-- WHAT THE EXERCISE ASKS --
Pull out every line of the listing below where "components" appears.

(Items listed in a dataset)
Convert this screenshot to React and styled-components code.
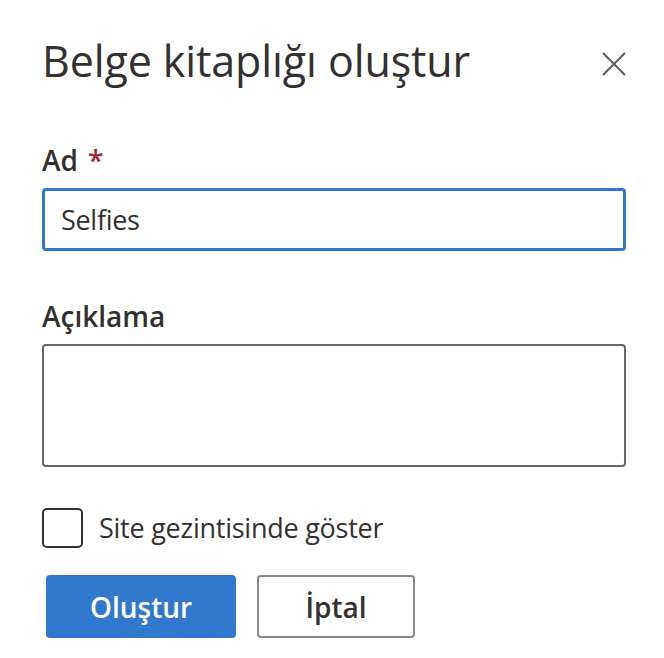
import React from "react";
import styled, { createGlobalStyle } from "styled-components";

const Global = createGlobalStyle`
  html, body { margin: 0; padding: 0; background: #ffffff; }
  body { font-family: "Open Sans", "Noto Sans", sans-serif; color: #323130; }
  * { box-sizing: border-box; }
`;

const Panel = styled.div`
  width: 664px;
  height: 658px;
  padding: 33px 38px 0 42px;
  display: flex;
  flex-direction: column;
`;

const Header = styled.div`
  display: flex;
  justify-content: space-between;
  align-items: flex-start;
`;

const Title = styled.h1`
  margin: 0;
  font-size: 43px;
  line-height: 56px;
  font-weight: 400;
  color: #323130;
  letter-spacing: -0.1px;
`;

const CloseButton = styled.button`
  margin-top: 19px;
  width: 24px;
  height: 24px;
  padding: 0;
  border: 0;
  background: transparent;
  display: flex;
  color: #605e5c;
`;

const Field = styled.div`
  display: flex;
  flex-direction: column;
  margin-top: ${(p) => p.$top}px;
`;

const Label = styled.label`
  font-size: 28px;
  line-height: 36px;
  font-weight: 600;
  color: #323130;
  margin-bottom: 10px;
  display: flex;
  gap: 10px;
`;

const Star = styled.span`
  color: #a4262c;
`;

const TextInput = styled.div`
  height: 63px;
  border: 3px solid #3078cd;
  border-radius: 4px;
  padding: 0 16px;
  display: flex;
  align-items: center;
  font-size: 27px;
  letter-spacing: -0.3px;
  color: #323130;
`;

const TextArea = styled.div`
  height: 123px;
  border: 2px solid #666666;
  border-radius: 4px;
`;

const CheckRow = styled.div`
  margin-top: 41px;
  display: flex;
  align-items: center;
  gap: 16px;
`;

const Box = styled.div`
  width: 41px;
  height: 40px;
  border: 2px solid #323130;
  border-radius: 5px;
`;

const CheckText = styled.span`
  font-size: 27px;
  line-height: 36px;
  letter-spacing: -0.25px;
  color: #323130;
`;

const Buttons = styled.div`
  margin-top: 27px;
  margin-left: 4px;
  display: flex;
  gap: 21px;
`;

const Btn = styled.button`
  height: 63px;
  width: ${(p) => p.$w}px;
  border-radius: 4px;
  font-family: inherit;
  font-size: 28px;
  line-height: 36px;
  font-weight: 600;
  padding: 0;
  background: ${(p) => (p.$primary ? "#3078cd" : "#ffffff")};
  color: ${(p) => (p.$primary ? "#ffffff" : "#323130")};
  border: ${(p) => (p.$primary ? "0" : "2px solid #8a8886")};
`;

export default function App() {
  return (
    <>
      <Global />
      <Panel>
        <Header>
          <Title>Belge kitaplığı oluştur</Title>
          <CloseButton aria-label="Kapat">
            <svg width="24" height="24" viewBox="0 0 24 24">
              <path d="M1 1 L23 23 M23 1 L1 23" stroke="currentColor" strokeWidth="2" fill="none" />
            </svg>
          </CloseButton>
        </Header>
        <Field $top={53}>
          <Label>
            Ad <Star>*</Star>
          </Label>
          <TextInput>Selfies</TextInput>
        </Field>
        <Field $top={47}>
          <Label>Açıklama</Label>
          <TextArea />
        </Field>
        <CheckRow>
          <Box />
          <CheckText>Site gezintisinde göster</CheckText>
        </CheckRow>
        <Buttons>
          <Btn $primary $w={190}>Oluştur</Btn>
          <Btn $w={158}>İptal</Btn>
        </Buttons>
      </Panel>
    </>
  );
}
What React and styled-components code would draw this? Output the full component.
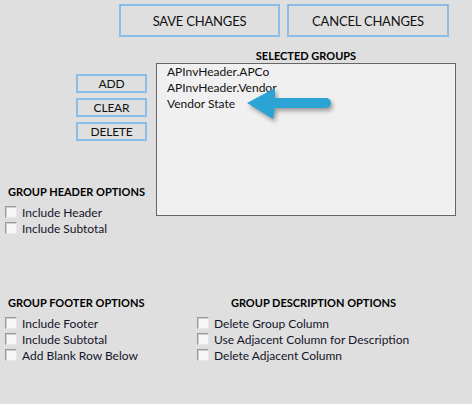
import React from 'react';
import styled, { createGlobalStyle } from 'styled-components';

const GlobalStyle = createGlobalStyle`
  html, body {
    margin: 0;
    padding: 0;
    background: #dfdfdf;
  }
  body {
    font-family: Lato, "Open Sans", "Liberation Sans", sans-serif;
    color: #111;
  }
`;

const Sheet = styled.div`
  width: 472px;
  height: 404px;
  background: #dfdfdf;
  overflow: hidden;
`;

const TopBar = styled.div`
  display: flex;
  gap: 7px;
  padding: 4px 0 0 119px;
`;

const FormButton = styled.button`
  box-sizing: border-box;
  width: ${(p) => p.$w}px;
  height: ${(p) => p.$h}px;
  margin: 0;
  padding: 0;
  background: #dfdfdf;
  border: 2px solid #8bbde9;
  border-radius: 0;
  font-family: inherit;
  font-size: ${(p) => p.$size}px;
  color: #111;
  letter-spacing: -0.2px;
  cursor: pointer;
`;

const Middle = styled.div`
  display: flex;
  margin-top: 11px;
`;

const LeftColumn = styled.div`
  width: 156px;
  display: flex;
  flex-direction: column;
`;

const ButtonStack = styled.div`
  display: flex;
  flex-direction: column;
  gap: 5px;
  margin: 26px 0 0 76px;
`;

const GroupBlock = styled.div`
  width: 300px;
  display: flex;
  flex-direction: column;
`;

const Title = styled.div`
  font-weight: 700;
  font-size: 11px;
  line-height: 15px;
  color: #000;
  text-align: ${(p) => p.$align || 'left'};
  padding-left: ${(p) => p.$indent || 0}px;
  white-space: nowrap;
`;

const ListBox = styled.div`
  position: relative;
  box-sizing: border-box;
  height: 153px;
  background: #f0f0f0;
  border: 1px solid #666;
  padding: 0 0 0 10px;
`;

const ListItem = styled.div`
  font-size: 12px;
  line-height: 16px;
  color: #111;
`;

const Pointer = styled.svg`
  position: absolute;
  left: 88px;
  top: 21px;
  overflow: visible;
  filter: drop-shadow(2px 3px 2px rgba(0, 0, 0, 0.35));
`;

const Section = styled.div`
  box-sizing: border-box;
  display: flex;
  flex-direction: column;
  margin-top: ${(p) => p.$top || 0}px;
  padding-left: ${(p) => p.$pad ?? 5}px;
  width: ${(p) => (p.$w ? `${p.$w}px` : 'auto')};
`;

const OptionList = styled.div`
  display: flex;
  flex-direction: column;
  margin-top: 5px;
`;

const Option = styled.label`
  display: flex;
  align-items: center;
  gap: 5px;
  height: 16px;
  font-size: 12px;
  color: #14142a;
  white-space: nowrap;
`;

const Box = styled.span`
  box-sizing: border-box;
  width: 12px;
  height: 12px;
  flex: none;
  background: #f6f6f6;
  border: 1px solid;
  border-color: #9a9a9a #e6e6e6 #e6e6e6 #9a9a9a;
  box-shadow: inset 1px 1px 0 #cfcfcf;
`;

const FooterRow = styled.div`
  display: flex;
  margin-top: 59px;
`;

const Check = ({ children }) => (
  <Option>
    <Box />
    {children}
  </Option>
);

const groups = ['APInvHeader.APCo', 'APInvHeader.Vendor', 'Vendor State'];

export default function App() {
  return (
    <Sheet>
      <GlobalStyle />
      <TopBar>
        <FormButton $w={161} $h={33} $size={13}>SAVE CHANGES</FormButton>
        <FormButton $w={162} $h={33} $size={13}>CANCEL CHANGES</FormButton>
      </TopBar>

      <Middle>
        <LeftColumn>
          <ButtonStack>
            <FormButton $w={71} $h={19} $size={12}>ADD</FormButton>
            <FormButton $w={71} $h={19} $size={12}>CLEAR</FormButton>
            <FormButton $w={71} $h={19} $size={12}>DELETE</FormButton>
          </ButtonStack>
          <Section $top={43}>
            <Title $indent={3}>GROUP HEADER OPTIONS</Title>
            <OptionList>
              <Check>Include Header</Check>
              <Check>Include Subtotal</Check>
            </OptionList>
          </Section>
        </LeftColumn>

        <GroupBlock>
          <Title $align="center">SELECTED GROUPS</Title>
          <ListBox>
            {groups.map((g) => (
              <ListItem key={g}>{g}</ListItem>
            ))}
            <Pointer width="90" height="42" viewBox="0 0 90 42">
              <path
                d="M2 18 L30 3 L30 13 L81 13 A5 5 0 0 1 81 23 L30 23 L28 34 Z"
                fill="#2ba3d4"
              />
            </Pointer>
          </ListBox>
        </GroupBlock>
      </Middle>

      <FooterRow>
        <Section $w={197}>
          <Title $indent={3}>GROUP FOOTER OPTIONS</Title>
          <OptionList>
            <Check>Include Footer</Check>
            <Check>Include Subtotal</Check>
            <Check>Add Blank Row Below</Check>
          </OptionList>
        </Section>
        <Section $w={233} $pad={0}>
          <Title $align="center">GROUP DESCRIPTION OPTIONS</Title>
          <OptionList>
            <Check>Delete Group Column</Check>
            <Check>Use Adjacent Column for Description</Check>
            <Check>Delete Adjacent Column</Check>
          </OptionList>
        </Section>
      </FooterRow>
    </Sheet>
  );
}
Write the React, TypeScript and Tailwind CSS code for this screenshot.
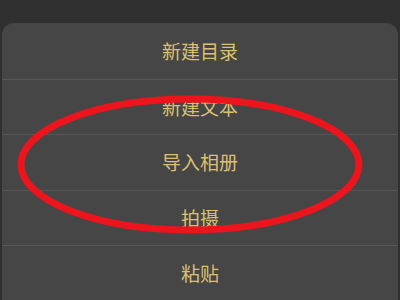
import React from "react";

const items = ["新建目录", "新建文本", "导入相册", "拍摄", "粘贴"];

export default function App() {
  return (
    <div
      className="relative w-[400px] h-[300px] overflow-hidden bg-[#303030]"
      style={{ fontFamily: '"Noto Sans CJK SC", "Noto Sans", sans-serif' }}
    >
      <div className="pt-[23px] px-[2px]">
        <div className="rounded-t-[12px] bg-[#464646] flex flex-col">
          {items.map((t, i) => (
            <div
              key={t}
              className={`h-[55.5px] flex items-center justify-center text-[19px] text-[#dcc071] ${
                i > 0 ? "border-t border-[#575757]" : ""
              }`}
            >
              {t}
            </div>
          ))}
        </div>
      </div>
      <svg
        className="absolute left-0 top-0 pointer-events-none"
        width="400"
        height="300"
        viewBox="0 0 400 300"
      >
        <ellipse
          cx="190"
          cy="164.5"
          rx="169"
          ry="65.5"
          fill="none"
          stroke="#ec141d"
          strokeWidth="7"
        />
      </svg>
    </div>
  );
}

-- THE OUTPUT --
Convert this screenshot to React and styled-components code.
import styled, { createGlobalStyle } from "styled-components";
What React and styled-components code would draw this? Output the full component.
import styled, { createGlobalStyle } from 'styled-components';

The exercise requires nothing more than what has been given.